When the University of Hawaii men’s basketball team announced its three spring national letter of intent signees (Dillon Biggs, DeShawn Mitchell and Hauns Brereton) in April, a press release trumpeted the addition of their “scoring prowess, athleticism and … Division I experience.”
Problem is, UH now says only one of the three, Brereton, has managed to get into school.
That means, at best, just half of the original six-man recruiting class will be here when the Rainbow Warriors tip off the 2011-12 schedule.
And, depending on what happens with Gerry Blakes, whose status is undecided, it could be as little as a third.
The loss of so much anticipated “scoring prowess, athleticism and … Division I experience” is one thing. But the seeming ho-hum indifference surrounding the immediate setbacks is another.
You’d think, judging from the reaction, that such a fate has regularly afflicted UH hoops. Fact is, it is hard to recall such letter-of-intent attrition in the past quarter-century.
It isn’t like the admissions office has suddenly thrown up new, much more rigorous barricades for entry, either. In fact, people around UH suggest things have loosened up considerably since the end of former head coach Bob Nash’s tenure.
Back then, UH was under the gun to boost lagging Academic Performance Rate scores and Nash was expected to toe a tougher line on admissions so players who did get in would make grades. Under the APR, an NCAA measuring stick for academic retention, progress and graduation, UH had been assessed a two-scholarship penalty for the 2008-09 season.
Nash took a higher road and it produced two perfect 1,000 APR scores. The result, we’re told, is that his successor, Gib Arnold, isn’t facing an APR squeeze and has been allowed more wiggle room on getting recruits into school. So there is hope for Blakes. Not much time, since the semester begins Monday, but some hope.

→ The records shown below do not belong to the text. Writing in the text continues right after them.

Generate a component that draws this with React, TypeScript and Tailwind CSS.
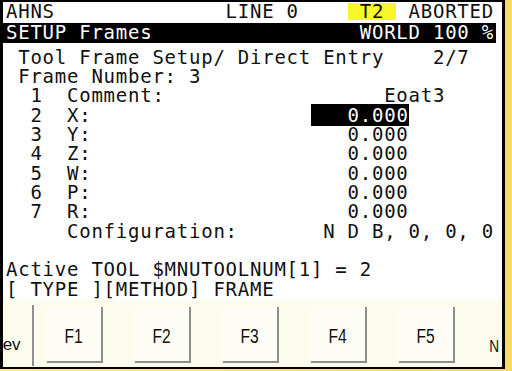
import React from 'react';

const mono = "font-['DejaVu_Sans_Mono',monospace] text-[19px] tracking-[0.76px] whitespace-pre text-[#111]";
const keyFont = "font-['Liberation_Sans',Arial,sans-serif] text-[#111]";

const Row = ({ children }: { children?: React.ReactNode }) => (
  <div className="h-[19.33px] leading-[19.33px] pl-[3px]">{children}</div>
);

const FKey = ({ label }: { label: string }) => (
  <div className="w-[56px] h-[56px] mt-[8px] border-r-2 border-b-2 border-[#8e8e8e] flex items-center justify-center pt-[4px] bg-[#fdfdf6]">
    <span className={`${keyFont} inline-block text-[20px] scale-x-[0.78]`}>{label}</span>
  </div>
);

export default function App() {
  return (
    <div className="w-[512px] h-[371px] bg-linear-to-r from-[#fbe89a] to-[#f4da6a] overflow-hidden">
      <div className="w-[505px] h-[369px] border-t-2 border-b-2 border-l-[3px] border-r-[3px] border-black bg-white flex flex-col">
        <div className={mono}>
          {/* status line */}
          <div className="h-[21px] leading-[19.33px] pl-[3px]">
            {'AHNS              LINE 0    '}
            <span className="inline-block align-top mt-[1px] h-[17px] leading-[17px] bg-[#f7f72a]">{' T2 '}</span>
            {' ABORTED'}
          </div>
          <div className="h-[20px] leading-[19.33px] pl-[3px] mr-[6px] bg-black text-white">
            {'SETUP Frames                 WORLD 100 %'}
          </div>

          <div className="pt-[4.6px]">
            <Row>{' Tool Frame Setup/ Direct Entry    2/7  '}</Row>
            <Row>{' Frame Number: 3'}</Row>
            <Row>{'  1  Comment:                  Eoat3    '}</Row>
            <Row>
              {'  2  X:                  '}
              <span className="bg-black text-white">{'   0.000'}</span>
            </Row>
            <Row>{'  3  Y:                     0.000'}</Row>
            <Row>{'  4  Z:                     0.000'}</Row>
            <Row>{'  5  W:                     0.000'}</Row>
            <Row>{'  6  P:                     0.000'}</Row>
            <Row>{'  7  R:                     0.000'}</Row>
            <Row>{'     Configuration:       N D B, 0, 0, 0'}</Row>
            <Row />
            <Row>{'Active TOOL $MNUTOOLNUM[1] = 2'}</Row>
            <Row>{'[ TYPE ][METHOD] FRAME'}</Row>
          </div>
        </div>

        {/* function keys */}
        <div className="flex-1 flex items-start bg-[#fbfbee]">
          <div className="w-[31px] h-[61px] mt-[6px] border-r-2 border-[#8e8e8e] overflow-hidden flex items-end pb-[13px]">
            <span className={`${keyFont} text-[17px] leading-[17px] -ml-[6px]`}>rev</span>
          </div>
          <div className="ml-[13px] flex gap-[32px]">
            <FKey label="F1" />
            <FKey label="F2" />
            <FKey label="F3" />
            <FKey label="F4" />
            <FKey label="F5" />
          </div>
          <div className="ml-[33px] mt-[35px]">
            <span className={`${keyFont} inline-block text-[17px] scale-x-[0.8]`}>N</span>
          </div>
        </div>
      </div>
    </div>
  );
}
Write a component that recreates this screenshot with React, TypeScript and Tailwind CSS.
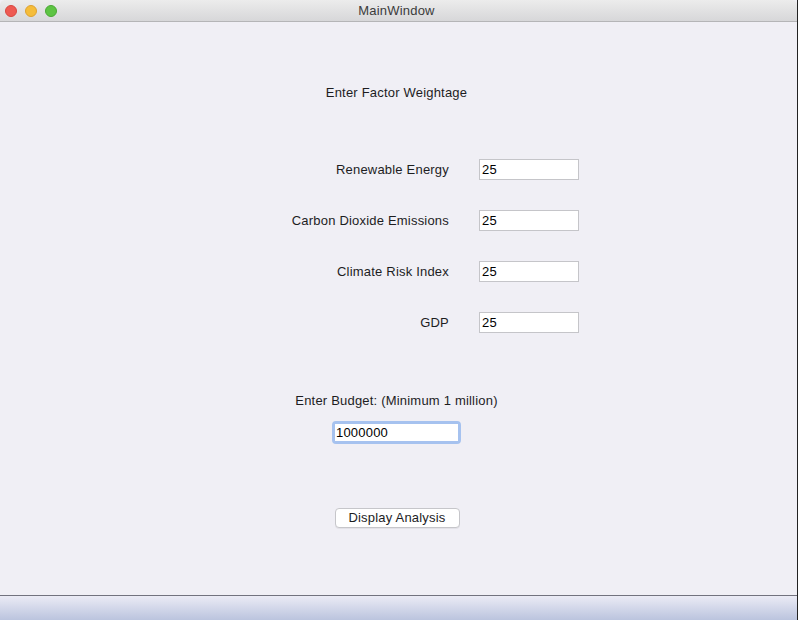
const factors = [
  { label: 'Renewable Energy', value: '25' },
  { label: 'Carbon Dioxide Emissions', value: '25' },
  { label: 'Climate Risk Index', value: '25' },
  { label: 'GDP', value: '25' },
];

function TrafficLights() {
  return (
    <div className="absolute left-[5px] top-[5px] flex gap-[8px]">
      <span className="block h-[12px] w-[12px] rounded-full bg-[#ee5a52] border border-[#d8473f]" />
      <span className="block h-[12px] w-[12px] rounded-full bg-[#f5bd3a] border border-[#dea22f]" />
      <span className="block h-[12px] w-[12px] rounded-full bg-[#5dc443] border border-[#49a834]" />
    </div>
  );
}

export default function App() {
  return (
    <div
      className="w-[798px] h-[620px] flex flex-col bg-[#f0eff5] text-[13px] tracking-[0.2px] text-[#1d1d1f] border-r border-[#222] overflow-hidden"
      style={{ fontFamily: '"Liberation Sans", Arial, sans-serif' }}
    >
      {/* title bar */}
      <div className="relative h-[22px] shrink-0 flex items-center justify-center pr-[4px] bg-gradient-to-b from-[#ececec] to-[#d7d7d9] border-b border-[#b5b5b7] rounded-tl-[5px] rounded-tr-[5px]">
        <TrafficLights />
        <span className="text-[13px] text-[#3b3b3b]">MainWindow</span>
      </div>

      {/* content */}
      <div className="flex-1 flex flex-col">
        <div className="mt-[63px] h-[16px] leading-[16px] text-center pr-[4px]">Enter Factor Weightage</div>

        <div className="mt-[58px] flex flex-col gap-[30px]">
          {factors.map((f) => (
            <div key={f.label} className="flex items-center pl-[200px] h-[21px]">
              <span className="w-[249px] text-right leading-[16px]">{f.label}</span>
              <input
                readOnly
                value={f.value}
                className="ml-[30px] w-[100px] h-[21px] bg-white border border-[#c5c5c9] px-[2px] text-[13px] text-black outline-none"
                style={{ fontFamily: '"Liberation Sans", Arial, sans-serif' }}
              />
            </div>
          ))}
        </div>

        <div className="mt-[60px] h-[16px] leading-[16px] text-center pr-[4px]">Enter Budget: (Minimum 1 million)</div>

        <div className="mt-[12px] flex justify-center">
          <div className="ml-[-4px] rounded-[4px] border-[3px] border-[#a6c2ef] bg-white">
            <input
              readOnly
              value="1000000"
              className="block w-[123px] h-[17px] bg-white px-[1px] text-[13px] text-black outline-none"
              style={{ fontFamily: '"Liberation Sans", Arial, sans-serif' }}
            />
          </div>
        </div>

        <div className="mt-[64px] flex justify-center">
          <button className="ml-[-3px] w-[125px] h-[20px] rounded-[4px] bg-white border border-[#c6c6ca] text-[13px] leading-[18px] text-[#1d1d1f] shadow-[0_1px_0_rgba(0,0,0,0.05)]">
            Display Analysis
          </button>
        </div>
      </div>

      {/* bottom bar */}
      <div className="h-[25px] shrink-0 border-t border-[#72727e] bg-gradient-to-b from-[#ebebf5] to-[#bbc4de]" />
    </div>
  );
}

But even with that latitude, Mitchell and Biggs apparently weren’t close to gaining admission. Ronnie Stevens also did not qualify, UH has said.
Arnold has maintained that this turn of events is not entirely unforeseen. He says it has been his strategy to build relationships with the players who might not qualify academically, help place them at friendly junior colleges or prep schools and see the ties pay dividends when they do become eligible a year or two down the road.
“I wouldn’t make a very good farmer,” Arnold says. “I plant my crops far ahead.”
People around the game say Tim Floyd used to do something similar when he was at Texas-El Paso, signing 10 players, stashing some, and hoping to net five. Floyd, it will be recalled, was the head coach who brought Arnold to USC as an assistant.
If Arnold’s version works out — and it counts on the players not only becoming eligible but also rejecting other suitors — that would eventually be a bonus for UH. But in the more immediate term, UH must still go about replacing its two most accomplished players, Bill Amis and Hiram Thompson, plus transfer Bo Barnes, for its final run through the Western Athletic Conference this season.
Which is when it could really miss the “scoring prowess, athleticism and…Division I experience” of the players who aren’t here now.